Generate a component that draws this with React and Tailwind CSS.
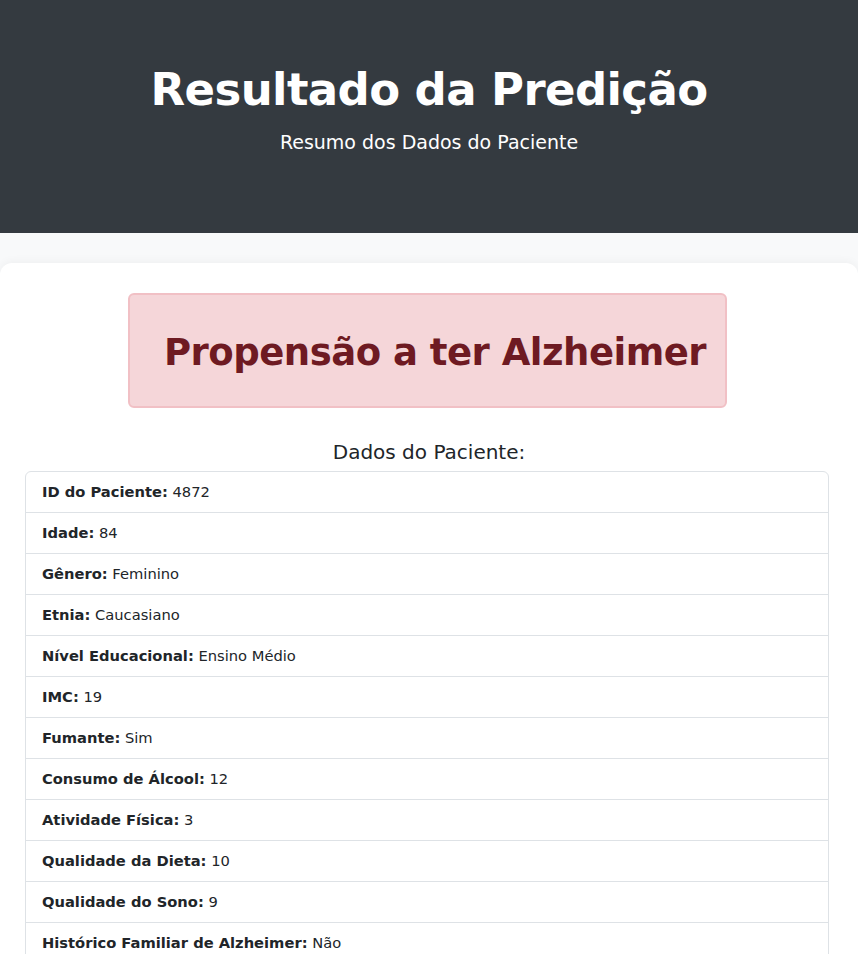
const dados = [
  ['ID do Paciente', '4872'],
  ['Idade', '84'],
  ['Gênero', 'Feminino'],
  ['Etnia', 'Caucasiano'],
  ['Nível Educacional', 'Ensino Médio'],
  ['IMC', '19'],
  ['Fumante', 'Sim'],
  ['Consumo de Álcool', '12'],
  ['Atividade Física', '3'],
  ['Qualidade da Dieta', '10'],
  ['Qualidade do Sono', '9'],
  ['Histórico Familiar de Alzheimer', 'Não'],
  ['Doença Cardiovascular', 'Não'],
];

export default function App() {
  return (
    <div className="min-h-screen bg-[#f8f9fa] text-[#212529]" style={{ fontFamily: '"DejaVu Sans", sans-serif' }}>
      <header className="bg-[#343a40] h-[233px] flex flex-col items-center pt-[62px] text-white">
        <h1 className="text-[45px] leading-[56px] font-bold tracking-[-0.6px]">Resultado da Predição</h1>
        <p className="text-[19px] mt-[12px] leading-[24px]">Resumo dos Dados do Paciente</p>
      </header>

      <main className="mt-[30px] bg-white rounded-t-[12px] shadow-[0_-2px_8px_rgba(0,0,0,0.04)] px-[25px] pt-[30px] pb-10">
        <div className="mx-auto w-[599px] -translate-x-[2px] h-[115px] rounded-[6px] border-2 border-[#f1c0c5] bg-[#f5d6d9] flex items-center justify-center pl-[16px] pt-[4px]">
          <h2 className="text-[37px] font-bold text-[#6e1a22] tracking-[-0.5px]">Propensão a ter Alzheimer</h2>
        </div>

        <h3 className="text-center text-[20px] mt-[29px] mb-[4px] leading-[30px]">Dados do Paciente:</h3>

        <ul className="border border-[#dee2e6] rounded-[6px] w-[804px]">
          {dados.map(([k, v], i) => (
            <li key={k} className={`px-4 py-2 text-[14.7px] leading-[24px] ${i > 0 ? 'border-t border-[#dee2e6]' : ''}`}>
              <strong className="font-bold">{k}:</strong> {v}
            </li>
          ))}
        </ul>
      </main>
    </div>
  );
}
◆ ◆ ◆ ◆ ◆ ◆ ◆
Work required
Are you able to set down all the lines above exactly, without any pictures?

Exercise response
Generate a component that draws this with React and Tailwind CSS.
const dados = [
  ['ID do Paciente', '4872'],
  ['Idade', '84'],
  ['Gênero', 'Feminino'],
  ['Etnia', 'Caucasiano'],
  ['Nível Educacional', 'Ensino Médio'],
  ['IMC', '19'],
  ['Fumante', 'Sim'],
  ['Consumo de Álcool', '12'],
  ['Atividade Física', '3'],
  ['Qualidade da Dieta', '10'],
  ['Qualidade do Sono', '9'],
  ['Histórico Familiar de Alzheimer', 'Não'],
  ['Doença Cardiovascular', 'Não'],
];

export default function App() {
  return (
    <div className="min-h-screen bg-[#f8f9fa] text-[#212529]" style={{ fontFamily: '"DejaVu Sans", sans-serif' }}>
      <header className="bg-[#343a40] h-[233px] flex flex-col items-center pt-[62px] text-white">
        <h1 className="text-[45px] leading-[56px] font-bold tracking-[-0.6px]">Resultado da Predição</h1>
        <p className="text-[19px] mt-[12px] leading-[24px]">Resumo dos Dados do Paciente</p>
      </header>

      <main className="mt-[30px] bg-white rounded-t-[12px] shadow-[0_-2px_8px_rgba(0,0,0,0.04)] px-[25px] pt-[30px] pb-10">
        <div className="mx-auto w-[599px] -translate-x-[2px] h-[115px] rounded-[6px] border-2 border-[#f1c0c5] bg-[#f5d6d9] flex items-center justify-center pl-[16px] pt-[4px]">
          <h2 className="text-[37px] font-bold text-[#6e1a22] tracking-[-0.5px]">Propensão a ter Alzheimer</h2>
        </div>

        <h3 className="text-center text-[20px] mt-[29px] mb-[4px] leading-[30px]">Dados do Paciente:</h3>

        <ul className="border border-[#dee2e6] rounded-[6px] w-[804px]">
          {dados.map(([k, v], i) => (
            <li key={k} className={`px-4 py-2 text-[14.7px] leading-[24px] ${i > 0 ? 'border-t border-[#dee2e6]' : ''}`}>
              <strong className="font-bold">{k}:</strong> {v}
            </li>
          ))}
        </ul>
      </main>
    </div>
  );
}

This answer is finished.